Heute wurde mir ein Briefchen zugesteckt: und dass ich mit 20 noch einen Liebesbrief bekomme, rührt mich beinahe zu Tränen (wobei es, glaube ich, mein erster ist). Als ich jedoch las, was die beiden mir da schrieben, da habe ich tatsächlich mit den Tränen kämpfen müssen:
Profesora Barbarita, wir möchten sagen, dass wir Sie sehr gern (muchisimo) haben und nicht wollen, dass Sie wieder gehen, wir wollen, dass Sie länger bleiben als die verbleibenden Monate. Sie sind sehr hübsch (muy bonita, aha), wir mögen Sie so gerne wie man eine Schwester mag und Sie sind wie eine Schwester für uns. Wir haben Sie gern.
Kann mir mal jemand sagen, warum ich noch studieren soll, wenn ich doch hier gerade mein Leben aufbaue?
Was es heißt, zu gehen
Mit knapp zwanzig Jahren Lebenserfahrung habe ich mich entschlossen, ab Sommer 2009 für ganze zwölf Monate nach Nicaragua zu gehen; dass es geklappt hat, hatte ich zwischendurch nicht wirklich gedacht; aber dass ich nun, Anfang Juli, so kurz vor der Ausreise stehe und meine Schulzeit einfach so an mir vorbei gegangen ist - das ist noch weniger zu begreifen. Ich werde natürlich an diesem Zustand nichts ändern können und freue mich tatsächlich wahnsinnig auf die Zeit in Mittelamerika. Bisher haben sich meine Auslandserfahrungen auf den europäischen Raum begrenzt; am 23. Juli geht es jedoch los in ein Land, von dessen Existenz ich zuvor zwar wusste, aber an das ich doch zugegeben wenig gedacht habe - und das ich geographisch als Abiturientin "drüben" eingeordnet habe.
Innerhalb eines Jahres werden sich mein Weltbild, meine geographischen und kulturellen Kenntnissen verschieben, neu ordnen. Ich werde einen Teil der Welt kennen lernen, der von Armut, Korruption, Drogen und der Hoffnung auf Besserung bestimmt wird, - aber genau so von Gastfreundlichkeit, Freude am Leben und an dem wenigen, das man hat.Ich verlasse meine Heimat, ohne zu wissen, was Heimat eigentlich ist.
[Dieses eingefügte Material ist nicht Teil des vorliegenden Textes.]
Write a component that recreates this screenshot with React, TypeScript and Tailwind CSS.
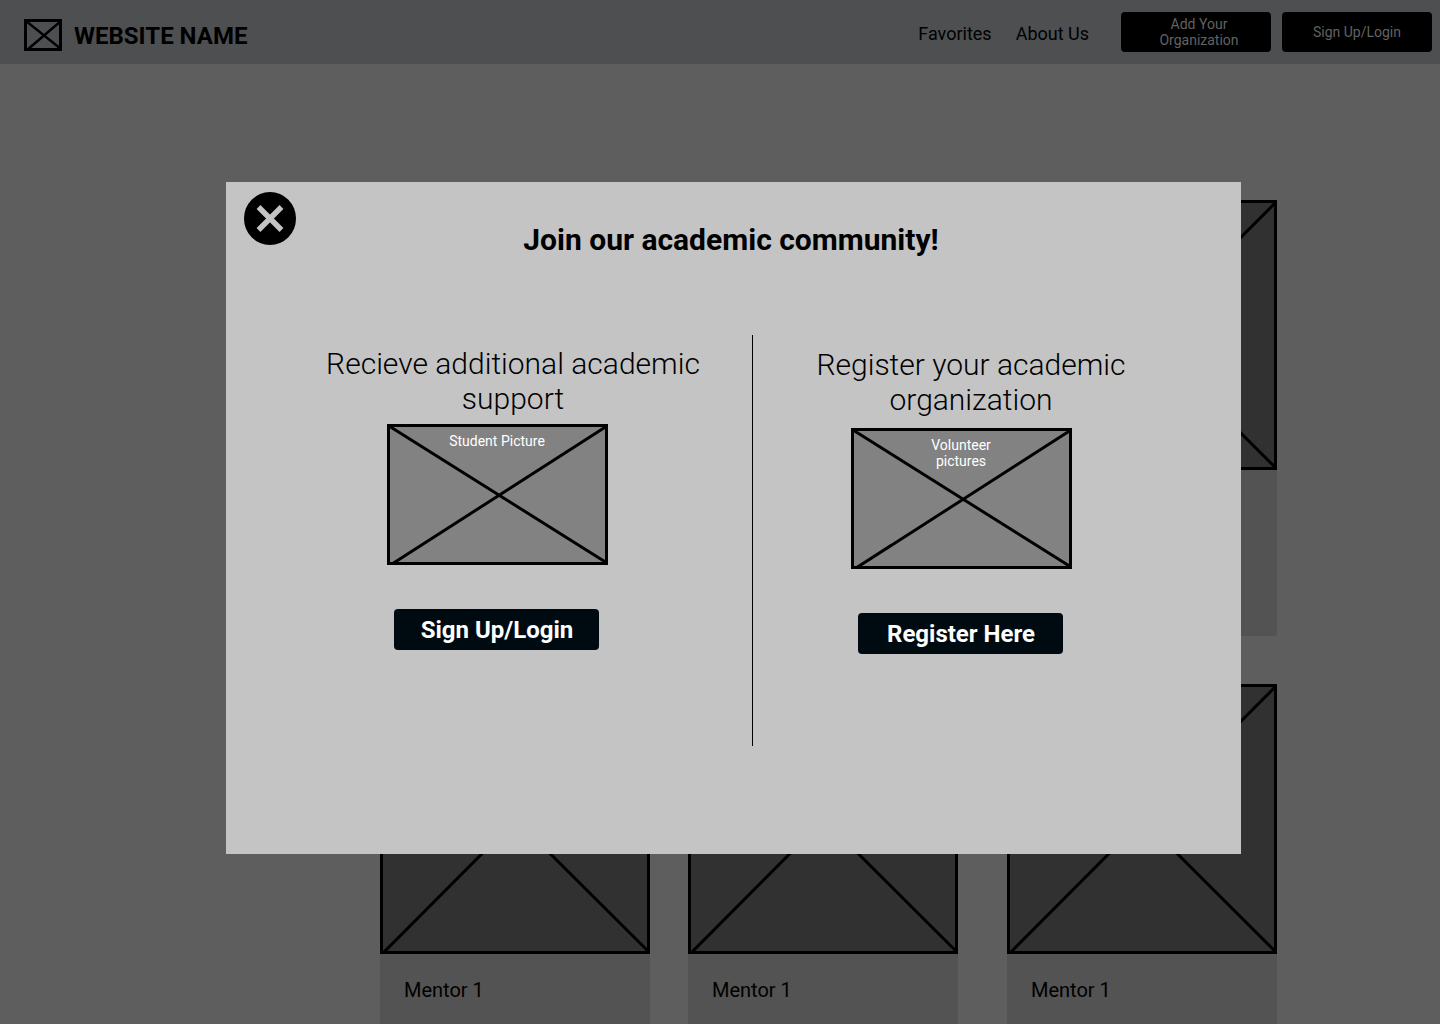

Natürlich werde ich wiederkommen - jedenfalls gehe ich stark davon aus -, aber die Entwicklung, die ich in diesem Jahr vollziehen werde, ist jetzt noch gar nicht abzusehen. Es fällt leicht, über all diese Dinge an einem warmen, geheizten Ort (im Winter) zu schreiben, wenn man von all dem umgeben ist, das man zum Leben braucht. Wie es tatsächlich in Nicaragua aussieht, was sich tatsächlich hinter dem Wort Armut verbirgt und was man als Europäer tun kann oder tun muss, werde ich erst in einem Jahr wissen. Dieser Blog ist daher zweierlei: einerseits eine Informationsstation, die allen, die es interessiert oder auch nur zufällig hierher stolpern, Eindrücke meines Lebens in Nicaragua schildern soll; andererseits eine Gedankenkiste, in der ich all das verarbeiten und mitteilen kann, was ich hier erlebe; im Großen und Ganzen ist es dabei auch ein Beitrag meinerseits, um eine Welt, die unglaublich verknüpft ist und die denkbar unvorstellbar von der Technik und dem Fortschritt profitiert, zu ermöglichen, die sich in all der Schnelllebigkeit auch noch gegenseitig versteht und zuhört.